* START DATA *

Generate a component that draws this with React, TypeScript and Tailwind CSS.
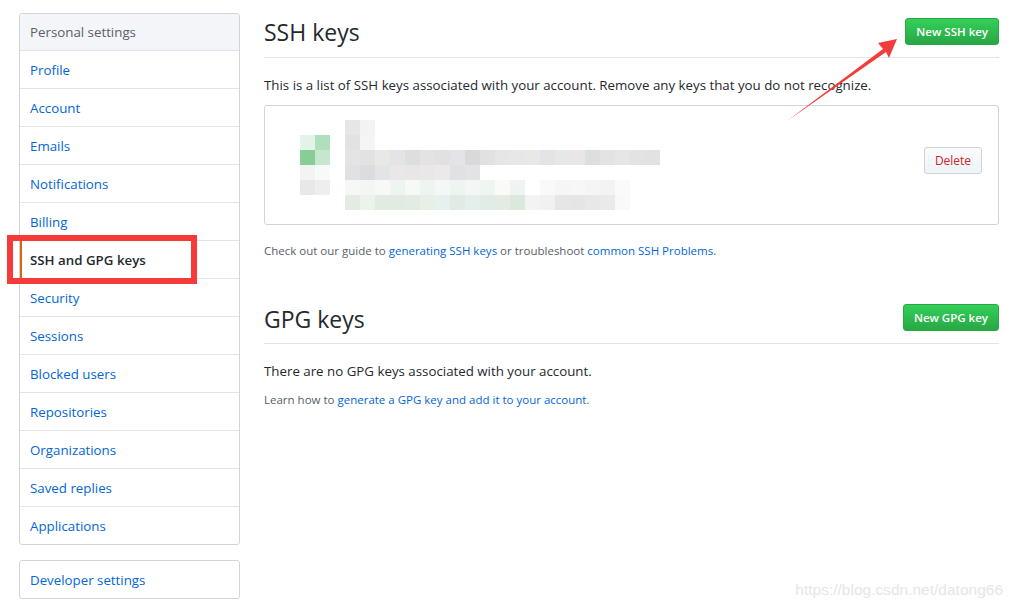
import React from "react";

const items = [
  "Profile",
  "Account",
  "Emails",
  "Notifications",
  "Billing",
  "SSH and GPG keys",
  "Security",
  "Sessions",
  "Blocked users",
  "Repositories",
  "Organizations",
  "Saved replies",
  "Applications",
];

const iconRows: string[][] = [
  ["bg-[#e3f3e7]", "bg-[#b0dfbb]"],
  ["bg-[#88cd98]", "bg-[#c5e7cd]"],
  ["bg-[#f2f3f3]", "bg-[#f9f9f9]"],
  ["bg-[#e8e8e8]", "bg-[#eeeeee]"],
];

const keyRows: string[][] = [
  ["bg-[#e6e6e6]", "bg-[#f3f3f3]"],
  ["bg-[#e2e2e2]", "bg-[#f5f5f5]"],
  [
    "bg-[#e3e4e6]", "bg-[#e2e2e2]", "bg-[#e8e8e6]", "bg-[#e3e4e6]", "bg-[#dedede]", "bg-[#e4e2e2]", "bg-[#e2e1e1]",
    "bg-[#e3e4e8]", "bg-[#d9d9db]", "bg-[#e2e0e0]", "bg-[#e5e6e6]", "bg-[#e6e7e7]", "bg-[#e8e8e6]", "bg-[#e3e4e6]",
    "bg-[#e6e7e9]", "bg-[#e8e6e6]", "bg-[#dddee0]", "bg-[#e2e3e5]", "bg-[#e6e6e8]", "bg-[#e3e3e5]", "bg-[#e2e2e2]",
  ],
  ["bg-[#e1e1e1]", "bg-[#dcdcde]", "bg-[#e3e4e6]", "bg-[#e9e7e7]", "bg-[#e8e6e6]", "bg-[#e9e7e7]", "bg-[#ece9e9]", "bg-[#e1e1e3]", "bg-[#e3e3e5]"],
  [
    "bg-[#f6f8f6]", "bg-[#f4f6f4]", "bg-[#f7f9f7]", "bg-[#eef4ef]", "bg-[#f7f9f7]", "bg-[#eef4f0]", "bg-[#f4f7f5]",
    "bg-[#eef4f0]", "bg-[#f3f6f4]", "bg-[#eff5f0]", "bg-[#fafaf7]", "bg-[#eff4f3]", "bg-[#ffffff]", "bg-[#f9f9f9]",
    "bg-[#f6f6f6]", "bg-[#f7f7f7]", "bg-[#f5f5f5]", "bg-[#f3f3f3]", "bg-[#fafafa]",
  ],
  [
    "bg-[#e3ebe3]", "bg-[#ecf2ec]", "bg-[#e1ebe2]", "bg-[#e1ebe2]", "bg-[#e3ebe5]", "bg-[#e7efe7]", "bg-[#e6f0ee]",
    "bg-[#e1ebe3]", "bg-[#e4eeea]", "bg-[#e2ece6]", "bg-[#e3ebe3]", "bg-[#dbe8de]", "bg-[#f3f3f3]", "bg-[#f1f1f1]",
    "bg-[#e6e6e6]", "bg-[#e5e5e5]", "bg-[#e8e8ea]", "bg-[#eaeaea]", "bg-[#f8f9fb]",
  ],
];

function GreenButton({ label }: { label: string }) {
  return (
    <button className="h-[27px] px-[10px] rounded-[3px] border border-[#28a745] bg-gradient-to-b from-[#34d058] to-[#28a745] text-white text-[11.5px] font-semibold leading-[25px]">
      {label}
    </button>
  );
}

export default function App() {
  return (
    <div
      className="relative w-[1015px] h-[607px] bg-white overflow-hidden text-[#24292e]"
      style={{ fontFamily: '"Open Sans", "Noto Sans", sans-serif' }}
    >
      <div className="flex gap-[24px] pl-[19px] pt-[13px]">
        {/* Sidebar */}
        <div className="w-[221px] shrink-0">
          <div className="border border-[#d1d5da] rounded-[3px] overflow-hidden">
            <div className="h-[36px] px-[10px] pt-[2px] flex items-center bg-[#f3f5f8] text-[13.3px] text-[#586069]">
              Personal settings
            </div>
            {items.map((it) => {
              const active = it === "SSH and GPG keys";
              return (
                <div
                  key={it}
                  className={
                    active
                      ? "relative h-[38px] border-t border-[#e1e4e8] px-[10px] pt-[2px] flex items-center text-[13.3px] font-semibold text-[#24292e]"
                      : "h-[38px] border-t border-[#e1e4e8] px-[10px] pt-[2px] flex items-center text-[13.3px] text-[#0366d6]"
                  }
                >
                  {active && <span className="absolute left-0 top-0 bottom-0 w-[2px] bg-[#e36209]" />}
                  {it}
                </div>
              );
            })}
          </div>
          <div className="mt-[15px] border border-[#d1d5da] rounded-[3px] h-[39px] px-[10px] pt-[3px] flex items-center text-[13.3px] text-[#0366d6]">
            Developer settings
          </div>
        </div>

        {/* Main */}
        <div className="w-[735px]">
          <div className="flex items-center justify-between border-b border-[#e1e4e8] pb-[8px] h-[45px]">
            <h2 className="text-[23px] leading-[36px] font-normal pt-[2px]">SSH keys</h2>
            <GreenButton label="New SSH key" />
          </div>
          <p className="mt-[17px] text-[13.3px] leading-[21px]">
            This is a list of SSH keys associated with your account. Remove any keys that you do not recognize.
          </p>
          <div className="mt-[9px] border border-[#d1d5da] rounded-[3px] flex items-start pl-[35px] pr-[16px] pb-[14px]">
            <div className="mt-[29px] flex flex-col blur-[0.6px]">
              {iconRows.map((r, i) => (
                <div key={i} className="flex">
                  {r.map((c, j) => (
                    <div key={j} className={"w-[15px] h-[15px] " + c} />
                  ))}
                </div>
              ))}
            </div>
            <div className="mt-[14px] ml-[15px] flex flex-col blur-[0.6px]">
              {keyRows.map((r, i) => (
                <div key={i} className="flex">
                  {r.map((c, j) => (
                    <div key={j} className={"w-[15px] h-[15px] " + c} />
                  ))}
                </div>
              ))}
            </div>
            <div className="flex-1" />
            <button className="mt-[41px] h-[27px] w-[58px] rounded-[3px] border border-[#cfd3d8] bg-gradient-to-b from-[#fafbfc] to-[#eff3f6] text-[#cb2431] text-[12px] leading-[25px]">
              Delete
            </button>
          </div>
          <p className="mt-[17px] text-[11.5px] leading-[18px] text-[#586069]">
            Check out our guide to <span className="text-[#0366d6]">generating SSH keys</span> or troubleshoot{" "}
            <span className="text-[#0366d6]">common SSH Problems</span>.
          </p>

          <div className="mt-[39px] flex items-center justify-between border-b border-[#e1e4e8] pb-[8px] h-[45px]">
            <h2 className="text-[23px] leading-[36px] font-normal pt-[3px]">GPG keys</h2>
            <GreenButton label="New GPG key" />
          </div>
          <p className="mt-[17px] text-[13.3px] leading-[21px]">There are no GPG keys associated with your account.</p>
          <p className="mt-[9px] text-[11.5px] leading-[18px] text-[#586069]">
            Learn how to <span className="text-[#0366d6]">generate a GPG key and add it to your account</span>.
          </p>
        </div>
      </div>

      {/* Annotation rectangle */}
      <div className="absolute left-[7px] top-[235px] w-[190px] h-[49px] border-[6px] border-[#f53a3a] pointer-events-none" />

      {/* Annotation arrow */}
      <svg className="absolute left-0 top-0 pointer-events-none" width="1015" height="607">
        <polygon points="897,39 878,43 883,49 787,121 886,52 889,58" fill="#f33d3d" />
      </svg>

      {/* Watermark */}
      <div
        className="absolute right-[12px] bottom-[6px] text-[15.5px] text-[#e6e6e6]"
        style={{ fontFamily: '"Liberation Sans", Arial, sans-serif' }}
      >
        https://blog.csdn.net/datong66
      </div>
    </div>
  );
}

* END DATA *

* WORK REQUIRED *
Return each line exactly as written. Any picture gets left out.

* TASK RESULT *
Generate a component that draws this with React, TypeScript and Tailwind CSS.
import React from "react";

const items = [
  "Profile",
  "Account",
  "Emails",
  "Notifications",
  "Billing",
  "SSH and GPG keys",
  "Security",
  "Sessions",
  "Blocked users",
  "Repositories",
  "Organizations",
  "Saved replies",
  "Applications",
];

const iconRows: string[][] = [
  ["bg-[#e3f3e7]", "bg-[#b0dfbb]"],
  ["bg-[#88cd98]", "bg-[#c5e7cd]"],
  ["bg-[#f2f3f3]", "bg-[#f9f9f9]"],
  ["bg-[#e8e8e8]", "bg-[#eeeeee]"],
];

const keyRows: string[][] = [
  ["bg-[#e6e6e6]", "bg-[#f3f3f3]"],
  ["bg-[#e2e2e2]", "bg-[#f5f5f5]"],
  [
    "bg-[#e3e4e6]", "bg-[#e2e2e2]", "bg-[#e8e8e6]", "bg-[#e3e4e6]", "bg-[#dedede]", "bg-[#e4e2e2]", "bg-[#e2e1e1]",
    "bg-[#e3e4e8]", "bg-[#d9d9db]", "bg-[#e2e0e0]", "bg-[#e5e6e6]", "bg-[#e6e7e7]", "bg-[#e8e8e6]", "bg-[#e3e4e6]",
    "bg-[#e6e7e9]", "bg-[#e8e6e6]", "bg-[#dddee0]", "bg-[#e2e3e5]", "bg-[#e6e6e8]", "bg-[#e3e3e5]", "bg-[#e2e2e2]",
  ],
  ["bg-[#e1e1e1]", "bg-[#dcdcde]", "bg-[#e3e4e6]", "bg-[#e9e7e7]", "bg-[#e8e6e6]", "bg-[#e9e7e7]", "bg-[#ece9e9]", "bg-[#e1e1e3]", "bg-[#e3e3e5]"],
  [
    "bg-[#f6f8f6]", "bg-[#f4f6f4]", "bg-[#f7f9f7]", "bg-[#eef4ef]", "bg-[#f7f9f7]", "bg-[#eef4f0]", "bg-[#f4f7f5]",
    "bg-[#eef4f0]", "bg-[#f3f6f4]", "bg-[#eff5f0]", "bg-[#fafaf7]", "bg-[#eff4f3]", "bg-[#ffffff]", "bg-[#f9f9f9]",
    "bg-[#f6f6f6]", "bg-[#f7f7f7]", "bg-[#f5f5f5]", "bg-[#f3f3f3]", "bg-[#fafafa]",
  ],
  [
    "bg-[#e3ebe3]", "bg-[#ecf2ec]", "bg-[#e1ebe2]", "bg-[#e1ebe2]", "bg-[#e3ebe5]", "bg-[#e7efe7]", "bg-[#e6f0ee]",
    "bg-[#e1ebe3]", "bg-[#e4eeea]", "bg-[#e2ece6]", "bg-[#e3ebe3]", "bg-[#dbe8de]", "bg-[#f3f3f3]", "bg-[#f1f1f1]",
    "bg-[#e6e6e6]", "bg-[#e5e5e5]", "bg-[#e8e8ea]", "bg-[#eaeaea]", "bg-[#f8f9fb]",
  ],
];

function GreenButton({ label }: { label: string }) {
  return (
    <button className="h-[27px] px-[10px] rounded-[3px] border border-[#28a745] bg-gradient-to-b from-[#34d058] to-[#28a745] text-white text-[11.5px] font-semibold leading-[25px]">
      {label}
    </button>
  );
}

export default function App() {
  return (
    <div
      className="relative w-[1015px] h-[607px] bg-white overflow-hidden text-[#24292e]"
      style={{ fontFamily: '"Open Sans", "Noto Sans", sans-serif' }}
    >
      <div className="flex gap-[24px] pl-[19px] pt-[13px]">
        {/* Sidebar */}
        <div className="w-[221px] shrink-0">
          <div className="border border-[#d1d5da] rounded-[3px] overflow-hidden">
            <div className="h-[36px] px-[10px] pt-[2px] flex items-center bg-[#f3f5f8] text-[13.3px] text-[#586069]">
              Personal settings
            </div>
            {items.map((it) => {
              const active = it === "SSH and GPG keys";
              return (
                <div
                  key={it}
                  className={
                    active
                      ? "relative h-[38px] border-t border-[#e1e4e8] px-[10px] pt-[2px] flex items-center text-[13.3px] font-semibold text-[#24292e]"
                      : "h-[38px] border-t border-[#e1e4e8] px-[10px] pt-[2px] flex items-center text-[13.3px] text-[#0366d6]"
                  }
                >
                  {active && <span className="absolute left-0 top-0 bottom-0 w-[2px] bg-[#e36209]" />}
                  {it}
                </div>
              );
            })}
          </div>
          <div className="mt-[15px] border border-[#d1d5da] rounded-[3px] h-[39px] px-[10px] pt-[3px] flex items-center text-[13.3px] text-[#0366d6]">
            Developer settings
          </div>
        </div>

        {/* Main */}
        <div className="w-[735px]">
          <div className="flex items-center justify-between border-b border-[#e1e4e8] pb-[8px] h-[45px]">
            <h2 className="text-[23px] leading-[36px] font-normal pt-[2px]">SSH keys</h2>
            <GreenButton label="New SSH key" />
          </div>
          <p className="mt-[17px] text-[13.3px] leading-[21px]">
            This is a list of SSH keys associated with your account. Remove any keys that you do not recognize.
          </p>
          <div className="mt-[9px] border border-[#d1d5da] rounded-[3px] flex items-start pl-[35px] pr-[16px] pb-[14px]">
            <div className="mt-[29px] flex flex-col blur-[0.6px]">
              {iconRows.map((r, i) => (
                <div key={i} className="flex">
                  {r.map((c, j) => (
                    <div key={j} className={"w-[15px] h-[15px] " + c} />
                  ))}
                </div>
              ))}
            </div>
            <div className="mt-[14px] ml-[15px] flex flex-col blur-[0.6px]">
              {keyRows.map((r, i) => (
                <div key={i} className="flex">
                  {r.map((c, j) => (
                    <div key={j} className={"w-[15px] h-[15px] " + c} />
                  ))}
                </div>
              ))}
            </div>
            <div className="flex-1" />
            <button className="mt-[41px] h-[27px] w-[58px] rounded-[3px] border border-[#cfd3d8] bg-gradient-to-b from-[#fafbfc] to-[#eff3f6] text-[#cb2431] text-[12px] leading-[25px]">
              Delete
            </button>
          </div>
          <p className="mt-[17px] text-[11.5px] leading-[18px] text-[#586069]">
            Check out our guide to <span className="text-[#0366d6]">generating SSH keys</span> or troubleshoot{" "}
            <span className="text-[#0366d6]">common SSH Problems</span>.
          </p>

          <div className="mt-[39px] flex items-center justify-between border-b border-[#e1e4e8] pb-[8px] h-[45px]">
            <h2 className="text-[23px] leading-[36px] font-normal pt-[3px]">GPG keys</h2>
            <GreenButton label="New GPG key" />
          </div>
          <p className="mt-[17px] text-[13.3px] leading-[21px]">There are no GPG keys associated with your account.</p>
          <p className="mt-[9px] text-[11.5px] leading-[18px] text-[#586069]">
            Learn how to <span className="text-[#0366d6]">generate a GPG key and add it to your account</span>.
          </p>
        </div>
      </div>

      {/* Annotation rectangle */}
      <div className="absolute left-[7px] top-[235px] w-[190px] h-[49px] border-[6px] border-[#f53a3a] pointer-events-none" />

      {/* Annotation arrow */}
      <svg className="absolute left-0 top-0 pointer-events-none" width="1015" height="607">
        <polygon points="897,39 878,43 883,49 787,121 886,52 889,58" fill="#f33d3d" />
      </svg>

      {/* Watermark */}
      <div
        className="absolute right-[12px] bottom-[6px] text-[15.5px] text-[#e6e6e6]"
        style={{ fontFamily: '"Liberation Sans", Arial, sans-serif' }}
      >
        https://blog.csdn.net/datong66
      </div>
    </div>
  );
}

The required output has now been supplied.